Nazzaro has identified both Ukraine and the United States as the two nations possessing the "necessary prerequisites" for his group's objectives, citing access to firearms and rugged terrain in the US.

A Shifting Landscape: Law Enforcement and the 'Acceleration' Strategy

Analysts believe the group is exploiting a changed political and law enforcement environment. Under the second Trump administration, the FBI has openly rerouted resources away from investigating far-right extremists, a move that multiple sources say has allowed groups like The Base to organise more freely.

Steven Rai, an analyst at the Institute for Strategic Dialogue (ISD), monitors the group closely. "Nazzaro's recent statements mark a troubling escalation," Rai warned. He noted that while Nazzaro initially sanctioned attacks only in Ukraine over the summer, he has now explicitly endorsed violence in the US.

The group's strategy, as outlined in posts on the Russian social network VKontakte, involves creating "acceleration teams" to carry out "targeted attacks on essential infrastructure and resources" to destabilise society and weaken government authority.

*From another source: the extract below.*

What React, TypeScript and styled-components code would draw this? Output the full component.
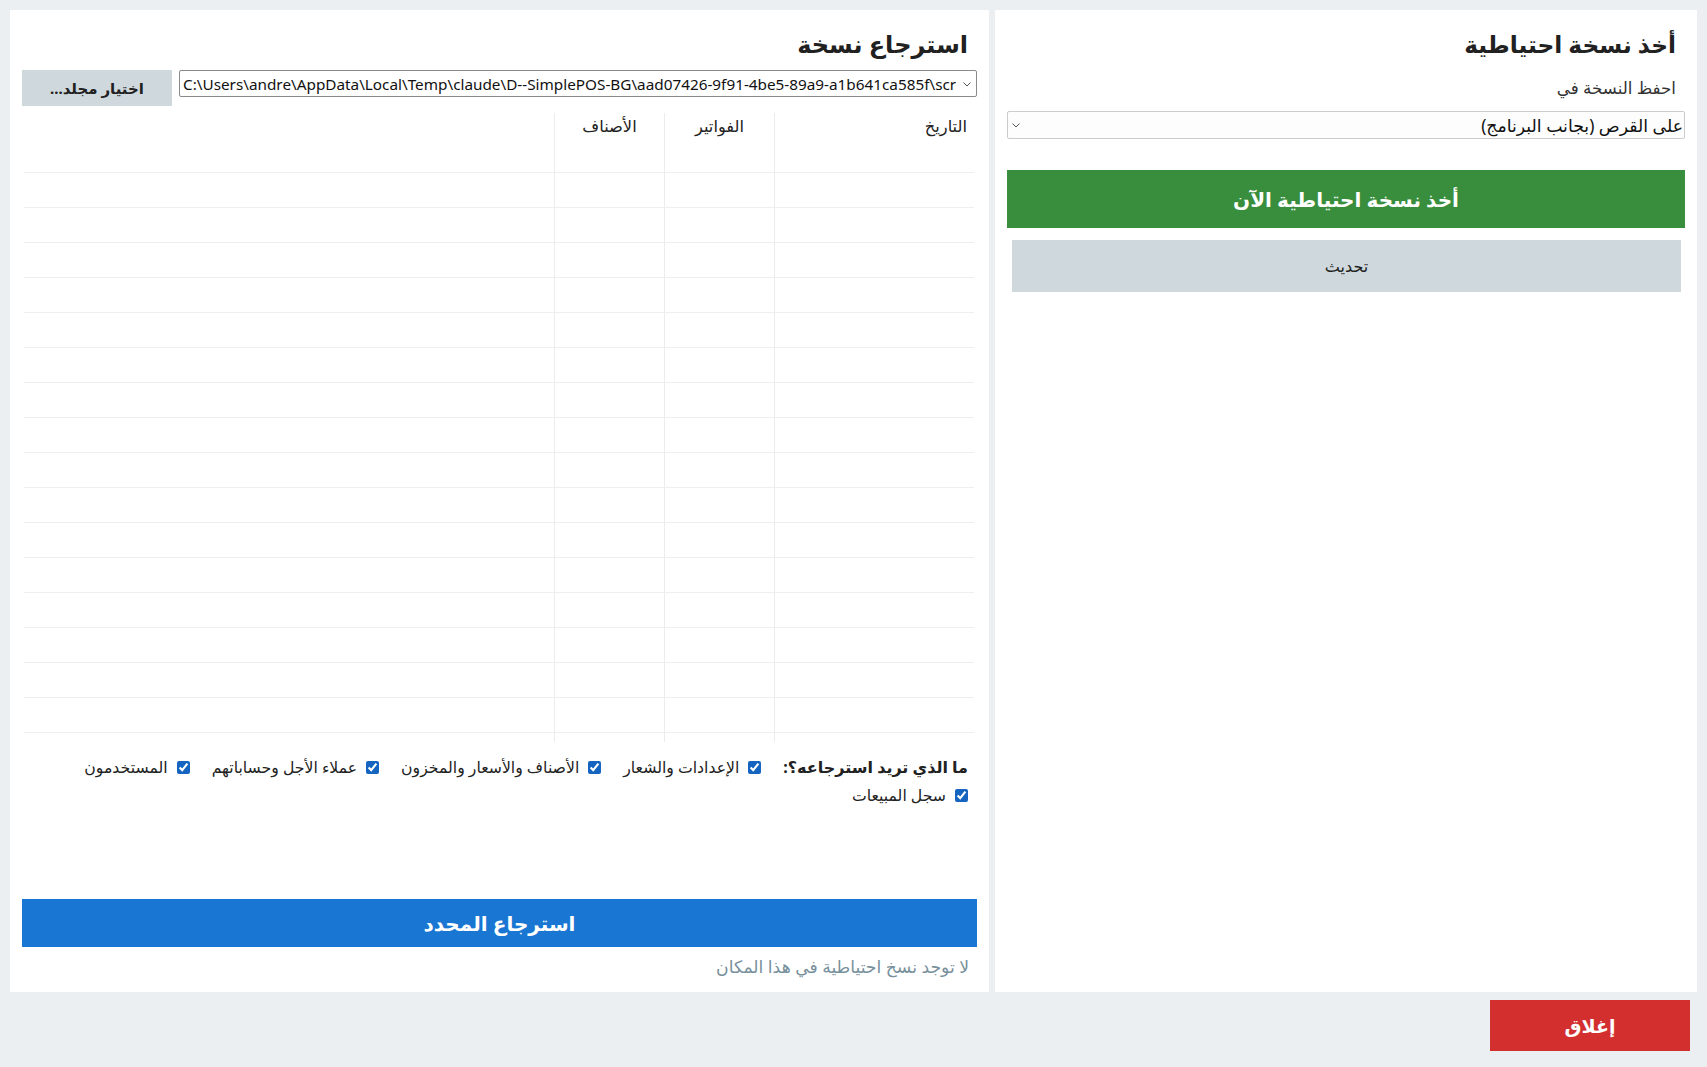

Rai suggested that Nazzaro's explicit calls for violence might, however, give US authorities renewed legal grounds to intervene. "By providing Base operatives in the United States with explicit strategic guidance centered around violence, Nazzaro may have inadvertently increased the group's exposure to intervention by law enforcement," he said.

The Base is no longer viewed as solely an American problem. The European Union has designated it a terrorist organisation, placing it in the same category as IS and al-Qaida. Recent arrests of its members have occurred in Spain, the Netherlands, Belgium, and the United Kingdom. Europol's involvement highlights growing international concern, particularly regarding the group's suspected links to Russian sabotage operations.

Nazzaro's recent communications also mentioned seeing instability in Canada and the European Union as promising for recruitment, marking his first explicit mention of Canadian activities in years. The group's former Canadian cell leader, Patrik Matthews, is currently in a US prison for plotting a terrorist attack on a Virginia gun rights rally in 2020.